@ChrisBrejon by raw I meant ACEScg (that is, the working/rendering space). You had said Rec.2020 which is of course close to ACEScg, but it struck me as odd. So I thought it may be something to check.
Then again, ACES does seem to have a hard time with saturated colors. We know it has a hard time with blue and yellow. So maybe you’ve discovered an issue with red…
ACES reminds me of driving a race car, where the slightest turn of the steering wheel can send you crashing into a wall. ACES likewise seems really sensitive. I think as it grows into more widespread use it will need to develop seat belts and bumpers so it’s not so easy to make errors.

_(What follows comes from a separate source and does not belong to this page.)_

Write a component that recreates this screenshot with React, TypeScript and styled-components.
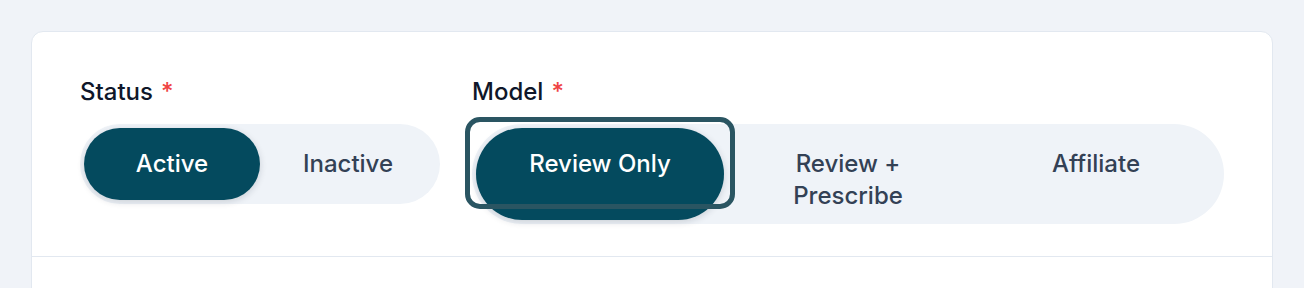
import React, { useState } from 'react';
import styled, { createGlobalStyle } from 'styled-components';

const GlobalStyle = createGlobalStyle`
  * { box-sizing: border-box; }
  body {
    margin: 0;
    background: #f0f3f8;
    font-family: Inter, "Noto Sans", sans-serif;
    -webkit-font-smoothing: antialiased;
  }
`;

const Page = styled.div`
  padding: 31px;
`;

const Card = styled.div`
  background: #ffffff;
  border: 1px solid #e2e8f0;
  border-radius: 12px;
  overflow: hidden;
`;

const Header = styled.div`
  display: grid;
  grid-template-columns: 360px 1fr;
  column-gap: 32px;
  align-items: start;
  padding: 44px 48px 32px;
  border-bottom: 1px solid #e2e8f0;
`;

const Body = styled.div`
  min-height: 120px;
`;

const Field = styled.div`
  display: flex;
  flex-direction: column;
`;

const Label = styled.label`
  font-size: 24px;
  line-height: 32px;
  font-weight: 450;
  color: #0f172a;
  margin-bottom: 16px;

  .req {
    color: #ef4444;
    margin-left: 8px;
  }
`;

interface TrackProps {
  $cols: number;
  $height?: number;
}

const Track = styled.div<TrackProps>`
  display: grid;
  grid-template-columns: repeat(${p => p.$cols}, 1fr);
  grid-template-rows: minmax(0, 1fr);
  padding: 4px;
  border-radius: 999px;
  background: #eff3f8;
  ${p => p.$height ? `height: ${p.$height}px;` : ''}
`;

interface OptionProps {
  $selected: boolean;
  $ring?: boolean;
}

const Option = styled.button<OptionProps>`
  position: relative;
  display: flex;
  justify-content: center;
  align-items: flex-start;
  border: none;
  margin: 0;
  padding: 20px 16px;
  border-radius: 999px;
  font-family: inherit;
  font-size: 24px;
  line-height: 32px;
  font-weight: 450;
  text-align: center;
  cursor: pointer;
  background: ${p => p.$selected ? '#044a5e' : 'transparent'};
  color: ${p => p.$selected ? '#ffffff' : '#334155'};
  box-shadow: ${p => p.$selected ? '0 2px 7px rgba(15, 23, 42, 0.16)' : 'none'};
  outline: none;

  ${p => p.$ring ? `
    &::after {
      content: '';
      position: absolute;
      top: -11px;
      bottom: 11px;
      left: -11px;
      right: -11px;
      border: 5px solid #2a5562;
      border-radius: 15px;
      pointer-events: none;
    }
  ` : ''}
`;

const statusOptions = ['Active', 'Inactive'];
const modelOptions = ['Review Only', 'Review + Prescribe', 'Affiliate'];

const App = () => {
  const [status, setStatus] = useState('Active');
  const [model, setModel] = useState('Review Only');

  return (
    <Page>
      <GlobalStyle />
      <Card>
        <Header>
          <Field>
            <Label>Status<span className="req">*</span></Label>
            <Track $cols={2}>
              {statusOptions.map(o => (
                <Option key={o} $selected={status === o} onClick={() => setStatus(o)}>
                  <span>{o}</span>
                </Option>
              ))}
            </Track>
          </Field>
          <Field>
            <Label>Model<span className="req">*</span></Label>
            <Track $cols={3} $height={100}>
              {modelOptions.map(o => (
                <Option
                  key={o}
                  $selected={model === o}
                  $ring={model === o}
                  onClick={() => setModel(o)}
                >
                  <span>{o === 'Review + Prescribe' ? <>Review +<br />Prescribe</> : o}</span>
                </Option>
              ))}
            </Track>
          </Field>
        </Header>
        <Body />
      </Card>
    </Page>
  );
};

export default App;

One of those error prone places for me has been in picking colors. That’s why I set the color picking role in our OCIO config to ACEScg to prevent that. I really think they should change that in the official OCIO config. Having it set as Rec.709 makes it almost inevitable that users will pick colors with values above 1. Because the display transform applies a tone map curve to the output image, a value of 1 in sRGB or Rec.709 space will remap to a value of around 10 in ACEScg linear space. In other words, if you pick a color like pure red for your diffuse texture in Maya then the RGB values of <0,0,1> will actually give you pixel values in your render of <0,0,10> making your shaders light emitting which breaks the PBR rule of energy conservation which states that an object cannot reflect back more light that what is shining on it.
Check the pixel value of the red in your rendered image and see what it is. I bet it’s really high (like above 10) which is causing it to clip.